▶ [Supplied data]
-=-=-=-=-
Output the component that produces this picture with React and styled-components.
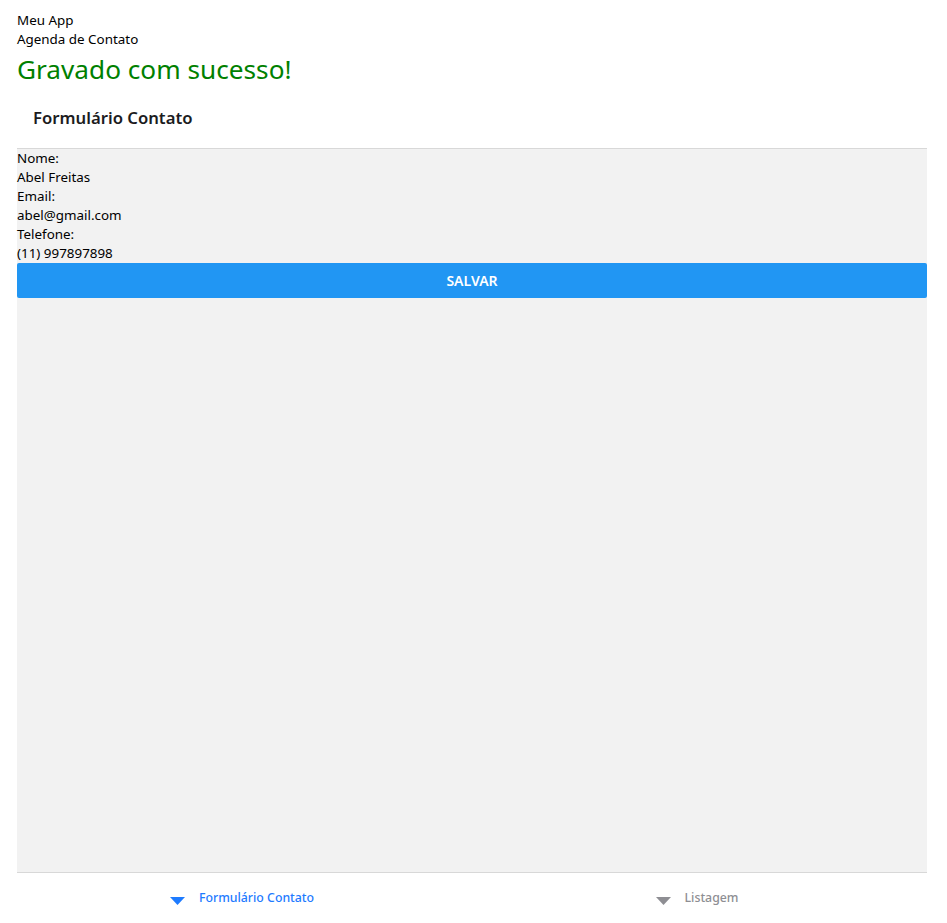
import styled, { createGlobalStyle } from "styled-components";

const GlobalStyle = createGlobalStyle`
  html, body {
    margin: 0;
    padding: 0;
    background: #ffffff;
  }
  body {
    font-family: "Noto Sans", "Open Sans", sans-serif;
    color: #000000;
  }
`;

const Page = styled.div`
  display: flex;
  flex-direction: column;
  height: 923px;
  padding: 11px 20px 0 17px;
  box-sizing: border-box;
`;

const Line = styled.div`
  font-size: 13.4px;
  line-height: 19px;
  white-space: nowrap;
`;

const Message = styled.div`
  font-size: 26.2px;
  line-height: 34px;
  color: #008000;
  margin-top: 3px;
`;

const Header = styled.div`
  display: flex;
  align-items: center;
  height: 62px;
  padding-left: 16px;
  border-bottom: 1px solid #d8d8d8;
  font-size: 16.7px;
  font-weight: 600;
  color: #1c1c1e;
`;

const Screen = styled.div`
  flex: 1;
  display: flex;
  flex-direction: column;
  background: #f2f2f2;
`;

const SaveButton = styled.button`
  height: 35px;
  border: none;
  border-radius: 2px;
  background: #2196f3;
  color: #ffffff;
  font-family: inherit;
  font-size: 14px;
  font-weight: 600;
  text-transform: uppercase;
  cursor: pointer;
`;

const TabBar = styled.div`
  display: flex;
  height: 50px;
  border-top: 1px solid #d8d8d8;
  background: #ffffff;
`;

const Tab = styled.div`
  flex: 1;
  display: flex;
  align-items: center;
  justify-content: center;
  gap: 14px;
  font-size: 12.3px;
  font-weight: 500;
  color: ${(p) => (p.$active ? "#1e7bff" : "#8e8e93")};
`;

const TabIcon = styled.svg`
  width: 15px;
  height: 8px;
  margin-top: 6px;
  fill: currentColor;
`;

const TabLabel = styled.span`
  margin-top: -2px;
  margin-right: 5px;
`;

function Caret() {
  return (
    <TabIcon viewBox="0 0 15 8">
      <polygon points="0,0 15,0 7.5,8" />
    </TabIcon>
  );
}

export default function App() {
  const fields = [
    ["Nome:", "Abel Freitas"],
    ["Email:", "abel@gmail.com"],
    ["Telefone:", "(11) 997897898"],
  ];

  return (
    <>
      <GlobalStyle />
      <Page>
        <Line>Meu App</Line>
        <Line>Agenda de Contato</Line>
        <Message>Gravado com sucesso!</Message>
        <Header>Formulário Contato</Header>
        <Screen>
          {fields.map(([label, value]) => (
            <div key={label}>
              <Line>{label}</Line>
              <Line>{value}</Line>
            </div>
          ))}
          <SaveButton>Salvar</SaveButton>
        </Screen>
        <TabBar>
          <Tab $active>
            <Caret />
            <TabLabel>Formulário Contato</TabLabel>
          </Tab>
          <Tab>
            <Caret />
            <TabLabel>Listagem</TabLabel>
          </Tab>
        </TabBar>
      </Page>
    </>
  );
}
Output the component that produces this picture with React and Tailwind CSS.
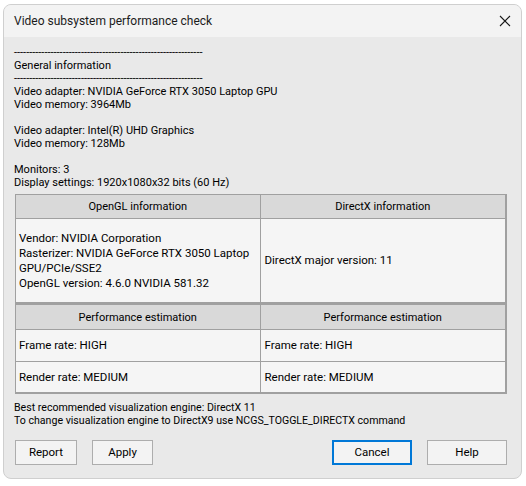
-=-=-=-=-
▶ [Required task] Your task is to copy the entries in full and exactly, without any images.

▶ [Task result]
Output the component that produces this picture with React and styled-components.
import styled, { createGlobalStyle } from "styled-components";

const GlobalStyle = createGlobalStyle`
  html, body {
    margin: 0;
    padding: 0;
    background: #ffffff;
  }
  body {
    font-family: "Noto Sans", "Open Sans", sans-serif;
    color: #000000;
  }
`;

const Page = styled.div`
  display: flex;
  flex-direction: column;
  height: 923px;
  padding: 11px 20px 0 17px;
  box-sizing: border-box;
`;

const Line = styled.div`
  font-size: 13.4px;
  line-height: 19px;
  white-space: nowrap;
`;

const Message = styled.div`
  font-size: 26.2px;
  line-height: 34px;
  color: #008000;
  margin-top: 3px;
`;

const Header = styled.div`
  display: flex;
  align-items: center;
  height: 62px;
  padding-left: 16px;
  border-bottom: 1px solid #d8d8d8;
  font-size: 16.7px;
  font-weight: 600;
  color: #1c1c1e;
`;

const Screen = styled.div`
  flex: 1;
  display: flex;
  flex-direction: column;
  background: #f2f2f2;
`;

const SaveButton = styled.button`
  height: 35px;
  border: none;
  border-radius: 2px;
  background: #2196f3;
  color: #ffffff;
  font-family: inherit;
  font-size: 14px;
  font-weight: 600;
  text-transform: uppercase;
  cursor: pointer;
`;

const TabBar = styled.div`
  display: flex;
  height: 50px;
  border-top: 1px solid #d8d8d8;
  background: #ffffff;
`;

const Tab = styled.div`
  flex: 1;
  display: flex;
  align-items: center;
  justify-content: center;
  gap: 14px;
  font-size: 12.3px;
  font-weight: 500;
  color: ${(p) => (p.$active ? "#1e7bff" : "#8e8e93")};
`;

const TabIcon = styled.svg`
  width: 15px;
  height: 8px;
  margin-top: 6px;
  fill: currentColor;
`;

const TabLabel = styled.span`
  margin-top: -2px;
  margin-right: 5px;
`;

function Caret() {
  return (
    <TabIcon viewBox="0 0 15 8">
      <polygon points="0,0 15,0 7.5,8" />
    </TabIcon>
  );
}

export default function App() {
  const fields = [
    ["Nome:", "Abel Freitas"],
    ["Email:", "abel@gmail.com"],
    ["Telefone:", "(11) 997897898"],
  ];

  return (
    <>
      <GlobalStyle />
      <Page>
        <Line>Meu App</Line>
        <Line>Agenda de Contato</Line>
        <Message>Gravado com sucesso!</Message>
        <Header>Formulário Contato</Header>
        <Screen>
          {fields.map(([label, value]) => (
            <div key={label}>
              <Line>{label}</Line>
              <Line>{value}</Line>
            </div>
          ))}
          <SaveButton>Salvar</SaveButton>
        </Screen>
        <TabBar>
          <Tab $active>
            <Caret />
            <TabLabel>Formulário Contato</TabLabel>
          </Tab>
          <Tab>
            <Caret />
            <TabLabel>Listagem</TabLabel>
          </Tab>
        </TabBar>
      </Page>
    </>
  );
}
Output the component that produces this picture with React and Tailwind CSS.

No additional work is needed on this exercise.